■ **Records shown**
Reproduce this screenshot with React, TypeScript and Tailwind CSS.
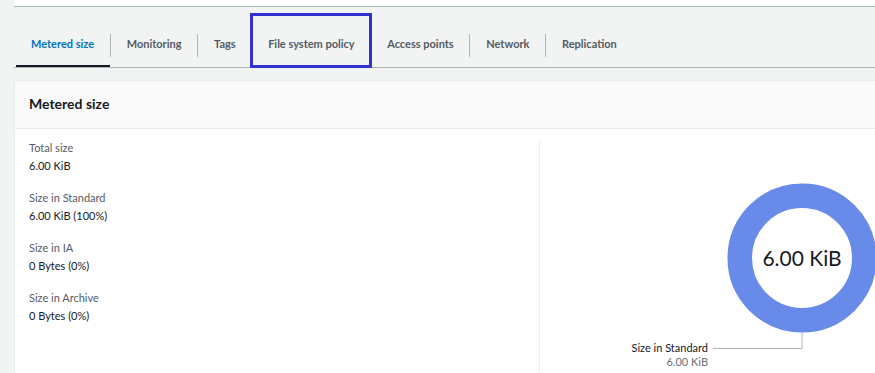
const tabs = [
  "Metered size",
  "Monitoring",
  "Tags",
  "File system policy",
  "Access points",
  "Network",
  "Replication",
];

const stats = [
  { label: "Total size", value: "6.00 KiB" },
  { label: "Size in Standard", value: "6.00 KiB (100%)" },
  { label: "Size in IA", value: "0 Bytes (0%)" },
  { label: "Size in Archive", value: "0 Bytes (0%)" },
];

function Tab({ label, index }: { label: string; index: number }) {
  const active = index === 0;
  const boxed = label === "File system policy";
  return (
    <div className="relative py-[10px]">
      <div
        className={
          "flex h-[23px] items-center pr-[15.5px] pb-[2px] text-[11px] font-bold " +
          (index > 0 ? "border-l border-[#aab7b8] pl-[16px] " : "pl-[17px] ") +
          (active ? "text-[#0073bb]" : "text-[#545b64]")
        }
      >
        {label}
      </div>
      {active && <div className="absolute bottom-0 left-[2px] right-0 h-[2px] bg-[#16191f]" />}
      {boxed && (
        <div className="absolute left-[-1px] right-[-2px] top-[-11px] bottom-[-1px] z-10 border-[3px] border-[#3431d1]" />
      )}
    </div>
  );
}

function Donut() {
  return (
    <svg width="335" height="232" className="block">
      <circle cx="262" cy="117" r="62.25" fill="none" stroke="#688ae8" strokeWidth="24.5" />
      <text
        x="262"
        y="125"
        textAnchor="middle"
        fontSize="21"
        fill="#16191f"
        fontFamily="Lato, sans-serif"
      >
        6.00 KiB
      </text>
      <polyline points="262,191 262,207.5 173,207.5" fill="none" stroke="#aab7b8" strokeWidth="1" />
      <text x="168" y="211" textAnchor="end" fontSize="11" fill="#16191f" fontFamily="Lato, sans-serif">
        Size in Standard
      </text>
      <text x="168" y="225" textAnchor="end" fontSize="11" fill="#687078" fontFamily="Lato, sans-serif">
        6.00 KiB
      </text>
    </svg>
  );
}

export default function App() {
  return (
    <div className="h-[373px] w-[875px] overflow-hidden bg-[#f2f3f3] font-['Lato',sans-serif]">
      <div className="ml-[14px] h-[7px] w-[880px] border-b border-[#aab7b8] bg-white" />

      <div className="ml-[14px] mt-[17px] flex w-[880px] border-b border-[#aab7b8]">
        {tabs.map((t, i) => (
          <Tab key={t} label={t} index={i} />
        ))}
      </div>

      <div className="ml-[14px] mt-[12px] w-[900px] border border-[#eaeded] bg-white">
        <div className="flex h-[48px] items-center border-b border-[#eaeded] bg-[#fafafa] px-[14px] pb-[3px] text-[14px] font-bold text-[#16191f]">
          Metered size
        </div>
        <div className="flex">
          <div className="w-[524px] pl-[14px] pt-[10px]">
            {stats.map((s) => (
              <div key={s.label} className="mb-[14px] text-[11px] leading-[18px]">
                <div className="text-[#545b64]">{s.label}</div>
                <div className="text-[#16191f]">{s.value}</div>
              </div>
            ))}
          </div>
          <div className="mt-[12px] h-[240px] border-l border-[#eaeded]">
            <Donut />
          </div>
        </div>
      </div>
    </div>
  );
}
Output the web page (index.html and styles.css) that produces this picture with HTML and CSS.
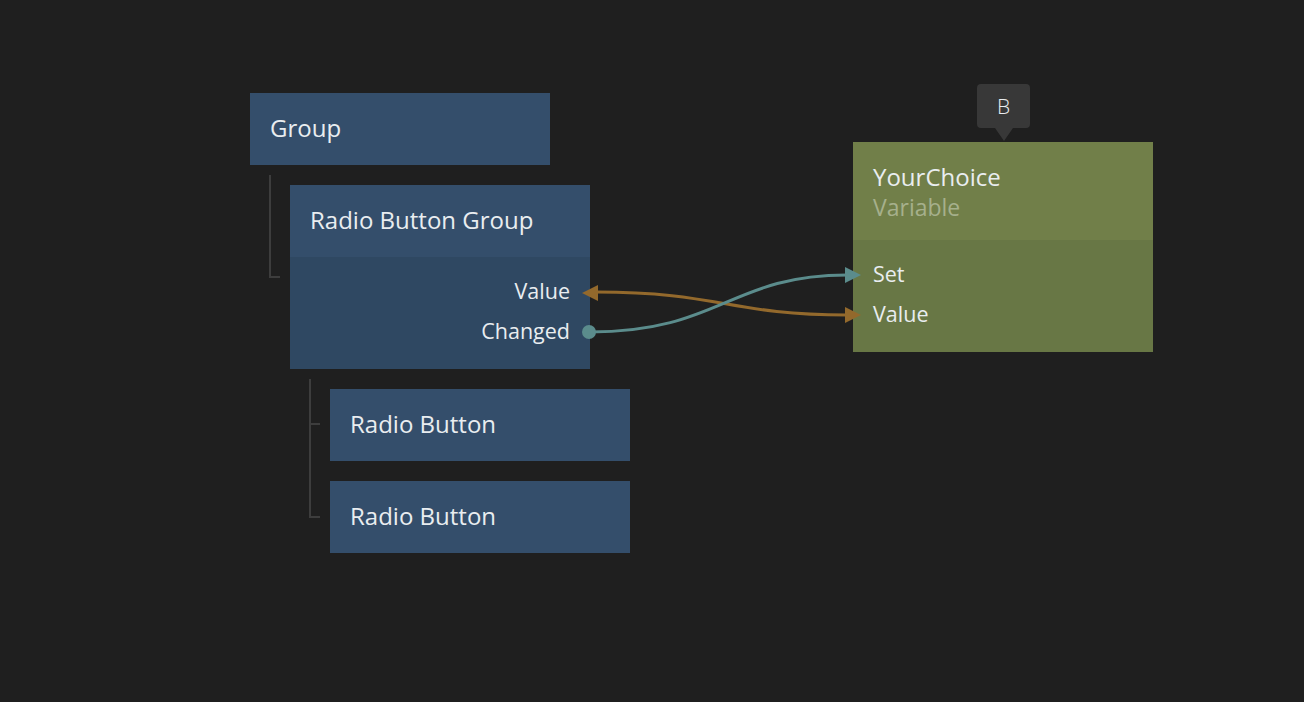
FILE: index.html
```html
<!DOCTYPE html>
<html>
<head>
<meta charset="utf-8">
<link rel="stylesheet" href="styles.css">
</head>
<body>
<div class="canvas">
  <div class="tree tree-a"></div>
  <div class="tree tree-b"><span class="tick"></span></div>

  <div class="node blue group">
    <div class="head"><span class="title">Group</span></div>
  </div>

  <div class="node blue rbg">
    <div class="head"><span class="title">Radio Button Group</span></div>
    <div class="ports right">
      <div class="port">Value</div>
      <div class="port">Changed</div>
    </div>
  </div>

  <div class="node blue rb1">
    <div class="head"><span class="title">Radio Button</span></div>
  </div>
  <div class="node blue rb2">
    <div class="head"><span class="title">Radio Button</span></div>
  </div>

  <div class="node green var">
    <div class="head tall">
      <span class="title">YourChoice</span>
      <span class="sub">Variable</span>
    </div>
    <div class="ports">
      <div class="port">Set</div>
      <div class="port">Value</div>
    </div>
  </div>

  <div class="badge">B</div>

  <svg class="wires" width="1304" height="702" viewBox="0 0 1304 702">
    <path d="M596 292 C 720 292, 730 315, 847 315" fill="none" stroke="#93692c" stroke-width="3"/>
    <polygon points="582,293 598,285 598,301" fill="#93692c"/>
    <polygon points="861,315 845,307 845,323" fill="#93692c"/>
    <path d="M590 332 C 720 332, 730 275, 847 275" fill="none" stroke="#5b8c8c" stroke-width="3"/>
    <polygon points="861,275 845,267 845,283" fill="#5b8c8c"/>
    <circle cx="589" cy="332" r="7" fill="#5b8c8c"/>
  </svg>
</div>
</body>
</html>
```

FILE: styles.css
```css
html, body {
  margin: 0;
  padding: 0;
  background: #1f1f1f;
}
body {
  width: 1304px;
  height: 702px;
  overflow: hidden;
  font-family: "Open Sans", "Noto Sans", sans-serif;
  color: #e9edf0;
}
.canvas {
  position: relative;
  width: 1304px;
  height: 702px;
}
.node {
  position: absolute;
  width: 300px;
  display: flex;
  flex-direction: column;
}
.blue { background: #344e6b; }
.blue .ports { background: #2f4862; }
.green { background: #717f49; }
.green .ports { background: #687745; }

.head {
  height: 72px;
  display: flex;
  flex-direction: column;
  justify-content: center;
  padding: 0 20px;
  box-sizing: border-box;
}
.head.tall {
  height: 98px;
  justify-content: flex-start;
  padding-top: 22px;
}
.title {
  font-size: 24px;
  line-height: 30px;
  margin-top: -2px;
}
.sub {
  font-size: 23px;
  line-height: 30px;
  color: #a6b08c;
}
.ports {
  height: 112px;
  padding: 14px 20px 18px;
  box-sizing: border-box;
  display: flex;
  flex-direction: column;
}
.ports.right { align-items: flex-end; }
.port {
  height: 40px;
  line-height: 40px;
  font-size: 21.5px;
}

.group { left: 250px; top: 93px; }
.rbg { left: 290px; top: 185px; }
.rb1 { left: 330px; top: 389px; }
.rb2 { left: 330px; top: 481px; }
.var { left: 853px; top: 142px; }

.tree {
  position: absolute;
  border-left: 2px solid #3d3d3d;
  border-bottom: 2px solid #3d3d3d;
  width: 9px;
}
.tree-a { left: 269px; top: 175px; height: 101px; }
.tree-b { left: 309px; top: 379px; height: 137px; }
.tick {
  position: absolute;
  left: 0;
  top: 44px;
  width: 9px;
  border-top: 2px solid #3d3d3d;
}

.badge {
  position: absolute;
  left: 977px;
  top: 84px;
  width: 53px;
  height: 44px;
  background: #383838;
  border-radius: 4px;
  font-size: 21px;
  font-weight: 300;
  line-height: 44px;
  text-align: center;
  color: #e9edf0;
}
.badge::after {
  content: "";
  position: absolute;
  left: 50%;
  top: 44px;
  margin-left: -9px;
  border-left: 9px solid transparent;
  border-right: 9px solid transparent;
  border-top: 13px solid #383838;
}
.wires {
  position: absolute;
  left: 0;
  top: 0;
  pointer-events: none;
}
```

■ **Aim**
Please write out all the data again word for word, but not the pictures.

■ **In response**
Reproduce this screenshot with React, TypeScript and Tailwind CSS.
const tabs = [
  "Metered size",
  "Monitoring",
  "Tags",
  "File system policy",
  "Access points",
  "Network",
  "Replication",
];

const stats = [
  { label: "Total size", value: "6.00 KiB" },
  { label: "Size in Standard", value: "6.00 KiB (100%)" },
  { label: "Size in IA", value: "0 Bytes (0%)" },
  { label: "Size in Archive", value: "0 Bytes (0%)" },
];

function Tab({ label, index }: { label: string; index: number }) {
  const active = index === 0;
  const boxed = label === "File system policy";
  return (
    <div className="relative py-[10px]">
      <div
        className={
          "flex h-[23px] items-center pr-[15.5px] pb-[2px] text-[11px] font-bold " +
          (index > 0 ? "border-l border-[#aab7b8] pl-[16px] " : "pl-[17px] ") +
          (active ? "text-[#0073bb]" : "text-[#545b64]")
        }
      >
        {label}
      </div>
      {active && <div className="absolute bottom-0 left-[2px] right-0 h-[2px] bg-[#16191f]" />}
      {boxed && (
        <div className="absolute left-[-1px] right-[-2px] top-[-11px] bottom-[-1px] z-10 border-[3px] border-[#3431d1]" />
      )}
    </div>
  );
}

function Donut() {
  return (
    <svg width="335" height="232" className="block">
      <circle cx="262" cy="117" r="62.25" fill="none" stroke="#688ae8" strokeWidth="24.5" />
      <text
        x="262"
        y="125"
        textAnchor="middle"
        fontSize="21"
        fill="#16191f"
        fontFamily="Lato, sans-serif"
      >
        6.00 KiB
      </text>
      <polyline points="262,191 262,207.5 173,207.5" fill="none" stroke="#aab7b8" strokeWidth="1" />
      <text x="168" y="211" textAnchor="end" fontSize="11" fill="#16191f" fontFamily="Lato, sans-serif">
        Size in Standard
      </text>
      <text x="168" y="225" textAnchor="end" fontSize="11" fill="#687078" fontFamily="Lato, sans-serif">
        6.00 KiB
      </text>
    </svg>
  );
}

export default function App() {
  return (
    <div className="h-[373px] w-[875px] overflow-hidden bg-[#f2f3f3] font-['Lato',sans-serif]">
      <div className="ml-[14px] h-[7px] w-[880px] border-b border-[#aab7b8] bg-white" />

      <div className="ml-[14px] mt-[17px] flex w-[880px] border-b border-[#aab7b8]">
        {tabs.map((t, i) => (
          <Tab key={t} label={t} index={i} />
        ))}
      </div>

      <div className="ml-[14px] mt-[12px] w-[900px] border border-[#eaeded] bg-white">
        <div className="flex h-[48px] items-center border-b border-[#eaeded] bg-[#fafafa] px-[14px] pb-[3px] text-[14px] font-bold text-[#16191f]">
          Metered size
        </div>
        <div className="flex">
          <div className="w-[524px] pl-[14px] pt-[10px]">
            {stats.map((s) => (
              <div key={s.label} className="mb-[14px] text-[11px] leading-[18px]">
                <div className="text-[#545b64]">{s.label}</div>
                <div className="text-[#16191f]">{s.value}</div>
              </div>
            ))}
          </div>
          <div className="mt-[12px] h-[240px] border-l border-[#eaeded]">
            <Donut />
          </div>
        </div>
      </div>
    </div>
  );
}
Output the web page (index.html and styles.css) that produces this picture with HTML and CSS.
FILE: index.html
```html
<!DOCTYPE html>
<html>
<head>
<meta charset="utf-8">
<link rel="stylesheet" href="styles.css">
</head>
<body>
<div class="canvas">
  <div class="tree tree-a"></div>
  <div class="tree tree-b"><span class="tick"></span></div>

  <div class="node blue group">
    <div class="head"><span class="title">Group</span></div>
  </div>

  <div class="node blue rbg">
    <div class="head"><span class="title">Radio Button Group</span></div>
    <div class="ports right">
      <div class="port">Value</div>
      <div class="port">Changed</div>
    </div>
  </div>

  <div class="node blue rb1">
    <div class="head"><span class="title">Radio Button</span></div>
  </div>
  <div class="node blue rb2">
    <div class="head"><span class="title">Radio Button</span></div>
  </div>

  <div class="node green var">
    <div class="head tall">
      <span class="title">YourChoice</span>
      <span class="sub">Variable</span>
    </div>
    <div class="ports">
      <div class="port">Set</div>
      <div class="port">Value</div>
    </div>
  </div>

  <div class="badge">B</div>

  <svg class="wires" width="1304" height="702" viewBox="0 0 1304 702">
    <path d="M596 292 C 720 292, 730 315, 847 315" fill="none" stroke="#93692c" stroke-width="3"/>
    <polygon points="582,293 598,285 598,301" fill="#93692c"/>
    <polygon points="861,315 845,307 845,323" fill="#93692c"/>
    <path d="M590 332 C 720 332, 730 275, 847 275" fill="none" stroke="#5b8c8c" stroke-width="3"/>
    <polygon points="861,275 845,267 845,283" fill="#5b8c8c"/>
    <circle cx="589" cy="332" r="7" fill="#5b8c8c"/>
  </svg>
</div>
</body>
</html>
```

FILE: styles.css
```css
html, body {
  margin: 0;
  padding: 0;
  background: #1f1f1f;
}
body {
  width: 1304px;
  height: 702px;
  overflow: hidden;
  font-family: "Open Sans", "Noto Sans", sans-serif;
  color: #e9edf0;
}
.canvas {
  position: relative;
  width: 1304px;
  height: 702px;
}
.node {
  position: absolute;
  width: 300px;
  display: flex;
  flex-direction: column;
}
.blue { background: #344e6b; }
.blue .ports { background: #2f4862; }
.green { background: #717f49; }
.green .ports { background: #687745; }

.head {
  height: 72px;
  display: flex;
  flex-direction: column;
  justify-content: center;
  padding: 0 20px;
  box-sizing: border-box;
}
.head.tall {
  height: 98px;
  justify-content: flex-start;
  padding-top: 22px;
}
.title {
  font-size: 24px;
  line-height: 30px;
  margin-top: -2px;
}
.sub {
  font-size: 23px;
  line-height: 30px;
  color: #a6b08c;
}
.ports {
  height: 112px;
  padding: 14px 20px 18px;
  box-sizing: border-box;
  display: flex;
  flex-direction: column;
}
.ports.right { align-items: flex-end; }
.port {
  height: 40px;
  line-height: 40px;
  font-size: 21.5px;
}

.group { left: 250px; top: 93px; }
.rbg { left: 290px; top: 185px; }
.rb1 { left: 330px; top: 389px; }
.rb2 { left: 330px; top: 481px; }
.var { left: 853px; top: 142px; }

.tree {
  position: absolute;
  border-left: 2px solid #3d3d3d;
  border-bottom: 2px solid #3d3d3d;
  width: 9px;
}
.tree-a { left: 269px; top: 175px; height: 101px; }
.tree-b { left: 309px; top: 379px; height: 137px; }
.tick {
  position: absolute;
  left: 0;
  top: 44px;
  width: 9px;
  border-top: 2px solid #3d3d3d;
}

.badge {
  position: absolute;
  left: 977px;
  top: 84px;
  width: 53px;
  height: 44px;
  background: #383838;
  border-radius: 4px;
  font-size: 21px;
  font-weight: 300;
  line-height: 44px;
  text-align: center;
  color: #e9edf0;
}
.badge::after {
  content: "";
  position: absolute;
  left: 50%;
  top: 44px;
  margin-left: -9px;
  border-left: 9px solid transparent;
  border-right: 9px solid transparent;
  border-top: 13px solid #383838;
}
.wires {
  position: absolute;
  left: 0;
  top: 0;
  pointer-events: none;
}
```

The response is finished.